• _Instructions to follow_
Find every line with the word "Tailwind". Copy those lines.

___ Data to use ___

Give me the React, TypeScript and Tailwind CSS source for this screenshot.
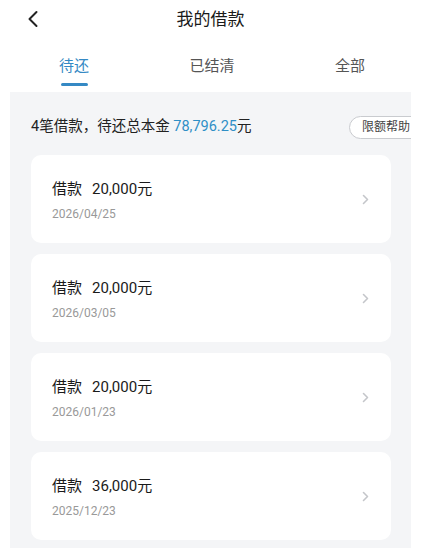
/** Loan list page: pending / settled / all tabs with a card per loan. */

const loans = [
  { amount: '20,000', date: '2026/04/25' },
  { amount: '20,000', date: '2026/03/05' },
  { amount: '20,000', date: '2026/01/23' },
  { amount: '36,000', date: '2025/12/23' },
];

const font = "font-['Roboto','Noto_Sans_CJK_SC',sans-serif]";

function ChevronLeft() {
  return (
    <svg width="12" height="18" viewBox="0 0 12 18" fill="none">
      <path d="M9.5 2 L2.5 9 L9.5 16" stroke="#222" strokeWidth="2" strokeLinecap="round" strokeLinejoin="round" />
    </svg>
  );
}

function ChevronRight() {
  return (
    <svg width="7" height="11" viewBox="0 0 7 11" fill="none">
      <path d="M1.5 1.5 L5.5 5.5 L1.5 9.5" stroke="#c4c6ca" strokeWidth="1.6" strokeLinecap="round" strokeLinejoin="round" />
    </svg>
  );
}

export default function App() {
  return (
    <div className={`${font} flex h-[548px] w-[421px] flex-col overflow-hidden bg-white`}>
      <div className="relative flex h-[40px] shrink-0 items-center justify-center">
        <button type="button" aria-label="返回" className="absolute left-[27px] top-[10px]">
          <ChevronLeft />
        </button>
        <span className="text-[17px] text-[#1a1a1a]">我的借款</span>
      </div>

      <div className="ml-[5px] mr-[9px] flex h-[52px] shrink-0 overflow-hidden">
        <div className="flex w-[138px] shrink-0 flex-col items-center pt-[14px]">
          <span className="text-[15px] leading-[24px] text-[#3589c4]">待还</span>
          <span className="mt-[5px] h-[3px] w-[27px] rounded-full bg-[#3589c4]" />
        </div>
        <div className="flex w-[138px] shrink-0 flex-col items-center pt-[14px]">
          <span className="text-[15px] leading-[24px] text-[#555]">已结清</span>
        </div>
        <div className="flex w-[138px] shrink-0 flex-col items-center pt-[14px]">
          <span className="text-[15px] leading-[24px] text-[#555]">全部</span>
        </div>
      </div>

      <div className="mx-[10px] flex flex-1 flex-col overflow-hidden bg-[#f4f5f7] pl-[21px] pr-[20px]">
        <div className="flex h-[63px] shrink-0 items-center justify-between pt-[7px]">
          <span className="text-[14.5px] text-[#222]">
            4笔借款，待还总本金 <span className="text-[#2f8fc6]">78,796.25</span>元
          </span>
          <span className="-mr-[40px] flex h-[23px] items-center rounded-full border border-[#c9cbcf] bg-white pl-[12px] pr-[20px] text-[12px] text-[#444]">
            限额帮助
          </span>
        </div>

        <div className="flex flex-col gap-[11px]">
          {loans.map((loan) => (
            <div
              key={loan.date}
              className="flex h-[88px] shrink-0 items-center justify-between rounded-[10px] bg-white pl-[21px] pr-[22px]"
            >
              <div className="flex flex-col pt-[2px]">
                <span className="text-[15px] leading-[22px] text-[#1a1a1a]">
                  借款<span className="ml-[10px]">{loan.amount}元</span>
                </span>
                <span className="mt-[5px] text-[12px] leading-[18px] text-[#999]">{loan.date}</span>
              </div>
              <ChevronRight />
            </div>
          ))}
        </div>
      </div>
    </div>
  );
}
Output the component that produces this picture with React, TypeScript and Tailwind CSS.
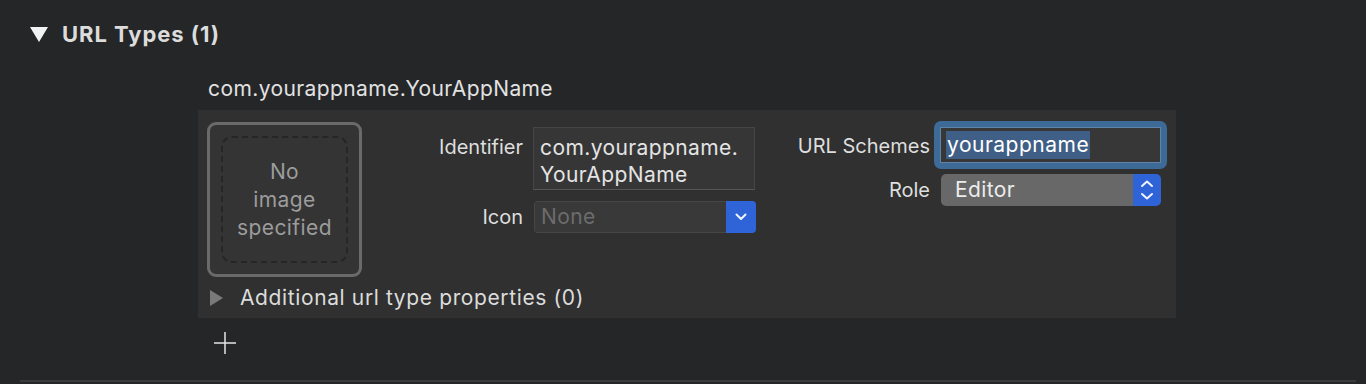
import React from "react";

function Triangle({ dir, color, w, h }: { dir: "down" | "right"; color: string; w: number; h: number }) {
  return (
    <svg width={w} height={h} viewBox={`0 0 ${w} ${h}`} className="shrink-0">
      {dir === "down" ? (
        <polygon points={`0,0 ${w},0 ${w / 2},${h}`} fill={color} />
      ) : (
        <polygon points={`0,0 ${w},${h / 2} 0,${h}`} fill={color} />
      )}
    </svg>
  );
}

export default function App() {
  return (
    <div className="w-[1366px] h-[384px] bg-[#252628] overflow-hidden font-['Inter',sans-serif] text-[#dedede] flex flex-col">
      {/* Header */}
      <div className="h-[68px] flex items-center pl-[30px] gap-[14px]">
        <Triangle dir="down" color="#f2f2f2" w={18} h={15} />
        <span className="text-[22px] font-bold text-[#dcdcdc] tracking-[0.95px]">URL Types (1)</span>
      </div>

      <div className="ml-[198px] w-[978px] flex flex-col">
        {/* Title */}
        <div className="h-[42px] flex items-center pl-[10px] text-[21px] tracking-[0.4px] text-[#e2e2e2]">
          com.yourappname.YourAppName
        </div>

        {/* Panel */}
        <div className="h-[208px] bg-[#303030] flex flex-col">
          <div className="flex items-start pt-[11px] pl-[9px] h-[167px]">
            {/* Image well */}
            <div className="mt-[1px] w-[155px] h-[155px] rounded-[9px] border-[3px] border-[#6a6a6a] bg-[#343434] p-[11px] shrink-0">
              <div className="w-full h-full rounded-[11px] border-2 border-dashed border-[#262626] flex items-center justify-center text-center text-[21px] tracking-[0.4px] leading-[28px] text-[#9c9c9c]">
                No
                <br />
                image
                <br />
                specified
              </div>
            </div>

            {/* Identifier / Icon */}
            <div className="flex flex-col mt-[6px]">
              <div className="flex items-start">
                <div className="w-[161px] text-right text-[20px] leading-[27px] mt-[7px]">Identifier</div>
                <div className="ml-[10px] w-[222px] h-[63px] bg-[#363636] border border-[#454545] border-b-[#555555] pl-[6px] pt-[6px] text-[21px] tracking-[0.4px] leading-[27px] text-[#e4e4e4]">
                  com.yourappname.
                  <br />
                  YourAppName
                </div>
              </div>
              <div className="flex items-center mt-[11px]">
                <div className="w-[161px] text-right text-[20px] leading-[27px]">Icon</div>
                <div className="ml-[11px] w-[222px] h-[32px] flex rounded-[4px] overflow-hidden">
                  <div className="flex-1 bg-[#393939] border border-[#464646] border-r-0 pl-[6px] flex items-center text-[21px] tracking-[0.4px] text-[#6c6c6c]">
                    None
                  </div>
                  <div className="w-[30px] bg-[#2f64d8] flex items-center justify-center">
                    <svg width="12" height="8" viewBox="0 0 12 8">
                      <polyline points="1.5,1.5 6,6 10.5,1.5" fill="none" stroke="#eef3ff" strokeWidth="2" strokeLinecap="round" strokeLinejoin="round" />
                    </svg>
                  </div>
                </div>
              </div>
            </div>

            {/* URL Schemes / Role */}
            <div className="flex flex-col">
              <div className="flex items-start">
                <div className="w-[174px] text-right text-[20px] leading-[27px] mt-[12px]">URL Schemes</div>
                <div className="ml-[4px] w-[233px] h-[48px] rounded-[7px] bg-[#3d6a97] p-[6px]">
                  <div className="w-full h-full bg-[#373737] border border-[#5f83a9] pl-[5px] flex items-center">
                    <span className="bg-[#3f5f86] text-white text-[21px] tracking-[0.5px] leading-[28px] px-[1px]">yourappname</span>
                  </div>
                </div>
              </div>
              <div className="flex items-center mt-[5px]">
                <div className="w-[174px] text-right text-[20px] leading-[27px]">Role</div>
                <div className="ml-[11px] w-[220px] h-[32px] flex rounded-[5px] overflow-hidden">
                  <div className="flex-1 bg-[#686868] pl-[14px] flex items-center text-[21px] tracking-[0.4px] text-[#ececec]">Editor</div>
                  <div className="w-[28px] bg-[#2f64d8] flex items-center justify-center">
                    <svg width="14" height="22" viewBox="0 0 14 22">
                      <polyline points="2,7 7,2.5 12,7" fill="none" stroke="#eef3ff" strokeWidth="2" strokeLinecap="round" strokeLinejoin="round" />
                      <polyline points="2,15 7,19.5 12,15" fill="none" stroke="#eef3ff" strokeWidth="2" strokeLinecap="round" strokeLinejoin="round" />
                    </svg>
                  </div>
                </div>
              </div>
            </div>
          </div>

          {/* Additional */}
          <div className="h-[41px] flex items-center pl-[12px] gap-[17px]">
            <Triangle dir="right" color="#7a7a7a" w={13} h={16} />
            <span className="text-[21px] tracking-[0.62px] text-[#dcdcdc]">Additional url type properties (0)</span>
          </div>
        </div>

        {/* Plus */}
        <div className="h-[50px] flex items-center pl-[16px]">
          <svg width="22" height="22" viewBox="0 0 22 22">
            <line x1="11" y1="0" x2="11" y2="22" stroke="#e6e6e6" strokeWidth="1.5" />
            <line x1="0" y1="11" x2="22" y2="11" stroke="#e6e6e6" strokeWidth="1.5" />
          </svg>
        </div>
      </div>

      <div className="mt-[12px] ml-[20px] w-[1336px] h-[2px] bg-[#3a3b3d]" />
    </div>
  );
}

___

• _Solved exercise_
Give me the React, TypeScript and Tailwind CSS source for this screenshot.
Output the component that produces this picture with React, TypeScript and Tailwind CSS.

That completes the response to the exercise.